Don Lemon Questions Whether Venezuela Headlines Are a Distraction From Epstein Files

Don Lemon questions whether renewed U.S. focus on Venezuela is overshadowing calls for transparency surrounding the Jeffrey Epstein files.
Don Lemon

On The Don Lemon Show, Don Lemon raised eyebrows with pointed questions about the timing of the U.S. government’s renewed focus on Venezuela and whether the crisis coverage is overshadowing growing calls for transparency surrounding the Jeffrey Epstein files.

The discussion comes as global attention has shifted sharply toward Venezuela following a dramatic U.S.-led operation tied to long-standing accusations of narcotics trafficking involving top Venezuelan leadership. The move has sparked geopolitical shockwaves, diplomatic fallout, emergency government briefings, market anxieties, and mass protests across parts of Latin America and beyond.

While many officials and analysts have framed the operation as a national security and anti-drug measure, Lemon suggested viewers should also ask questions about timing.

“What’s in those Epstein files?” Lemon asked during his broadcast. “Because every time that story gets close to daylight, something else explodes, a new crisis, a new emergency, a new headline that pulls everyone’s attention away.”

For months, journalists, advocates, and lawmakers have pushed for full release of Epstein-related documents, files that could expose years of connections between the disgraced financier and powerful global figures. There have already been reports of delays, extended timelines, and disputes over redactions. That uncertainty has fueled public speculation and frustration.

“We were promised transparency. We were promised the truth,” Lemon continued. “Instead, we got delays. We got silence. We got noise. And then suddenly, nobody’s talking about Epstein right now.”

Lemon acknowledged the seriousness of the Venezuela developments but argued that historical patterns of distraction politics are hard to ignore.

“That timing isn’t a coincidence,” he said. “This administration is very good at one thing, and that is changing the subject… When pressure builds, this administration creates spectacle. Don’t fall for the okey-doke.”

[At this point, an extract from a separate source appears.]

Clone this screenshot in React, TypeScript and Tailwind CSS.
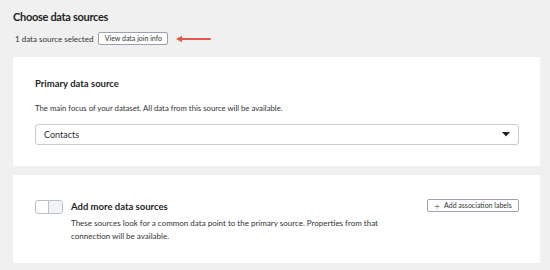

His comments echo broader skepticism among some political observers who question how quickly major crises can dominate public narrative, sometimes at the expense of ongoing accountability issues.

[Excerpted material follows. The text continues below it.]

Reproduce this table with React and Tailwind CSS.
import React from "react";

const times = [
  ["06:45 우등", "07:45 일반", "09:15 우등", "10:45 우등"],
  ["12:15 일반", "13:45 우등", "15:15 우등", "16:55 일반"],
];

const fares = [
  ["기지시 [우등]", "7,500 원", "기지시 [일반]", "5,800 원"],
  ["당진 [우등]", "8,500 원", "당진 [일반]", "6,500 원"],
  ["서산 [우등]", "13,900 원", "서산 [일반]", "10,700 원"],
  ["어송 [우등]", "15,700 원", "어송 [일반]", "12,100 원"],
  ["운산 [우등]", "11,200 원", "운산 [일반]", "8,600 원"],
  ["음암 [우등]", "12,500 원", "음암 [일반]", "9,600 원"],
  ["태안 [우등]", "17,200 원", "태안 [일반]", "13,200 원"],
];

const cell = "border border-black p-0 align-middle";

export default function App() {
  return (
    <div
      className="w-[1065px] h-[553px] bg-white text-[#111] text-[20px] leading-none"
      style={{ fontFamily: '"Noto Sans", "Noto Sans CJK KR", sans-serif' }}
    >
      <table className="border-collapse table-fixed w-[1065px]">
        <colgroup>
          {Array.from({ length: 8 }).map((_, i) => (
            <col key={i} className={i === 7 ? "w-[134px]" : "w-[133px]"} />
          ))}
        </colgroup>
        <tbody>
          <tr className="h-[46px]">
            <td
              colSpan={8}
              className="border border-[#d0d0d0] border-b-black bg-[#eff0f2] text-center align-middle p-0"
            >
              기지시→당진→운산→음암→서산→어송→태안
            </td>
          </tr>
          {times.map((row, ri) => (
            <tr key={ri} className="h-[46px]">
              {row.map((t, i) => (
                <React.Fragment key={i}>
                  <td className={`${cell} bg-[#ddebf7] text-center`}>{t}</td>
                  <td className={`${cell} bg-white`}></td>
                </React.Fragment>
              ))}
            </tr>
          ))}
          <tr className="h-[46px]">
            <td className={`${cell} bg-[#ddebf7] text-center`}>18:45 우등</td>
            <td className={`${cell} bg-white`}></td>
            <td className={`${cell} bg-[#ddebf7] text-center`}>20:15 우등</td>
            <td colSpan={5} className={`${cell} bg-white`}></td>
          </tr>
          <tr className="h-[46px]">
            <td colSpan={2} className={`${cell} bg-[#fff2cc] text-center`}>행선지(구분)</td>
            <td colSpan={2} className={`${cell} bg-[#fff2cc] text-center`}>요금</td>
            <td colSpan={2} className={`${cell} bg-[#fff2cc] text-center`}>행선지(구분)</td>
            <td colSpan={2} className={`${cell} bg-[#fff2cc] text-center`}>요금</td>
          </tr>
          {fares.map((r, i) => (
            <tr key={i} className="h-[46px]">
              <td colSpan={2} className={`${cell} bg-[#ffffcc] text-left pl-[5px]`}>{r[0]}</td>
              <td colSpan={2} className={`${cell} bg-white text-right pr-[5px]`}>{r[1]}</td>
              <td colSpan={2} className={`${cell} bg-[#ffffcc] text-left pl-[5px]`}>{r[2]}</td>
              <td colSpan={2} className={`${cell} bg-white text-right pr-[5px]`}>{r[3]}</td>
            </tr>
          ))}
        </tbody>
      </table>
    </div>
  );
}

Supporters of the administration strongly reject the idea that the Venezuela situation is anything but a national security response to criminal allegations. Critics, however, believe citizens can care about both global stability and domestic transparency — and still expect answers regarding the Epstein files.

Because while headlines may shift, questions about who appears in those files, and what they reveal, haven’t gone anywhere.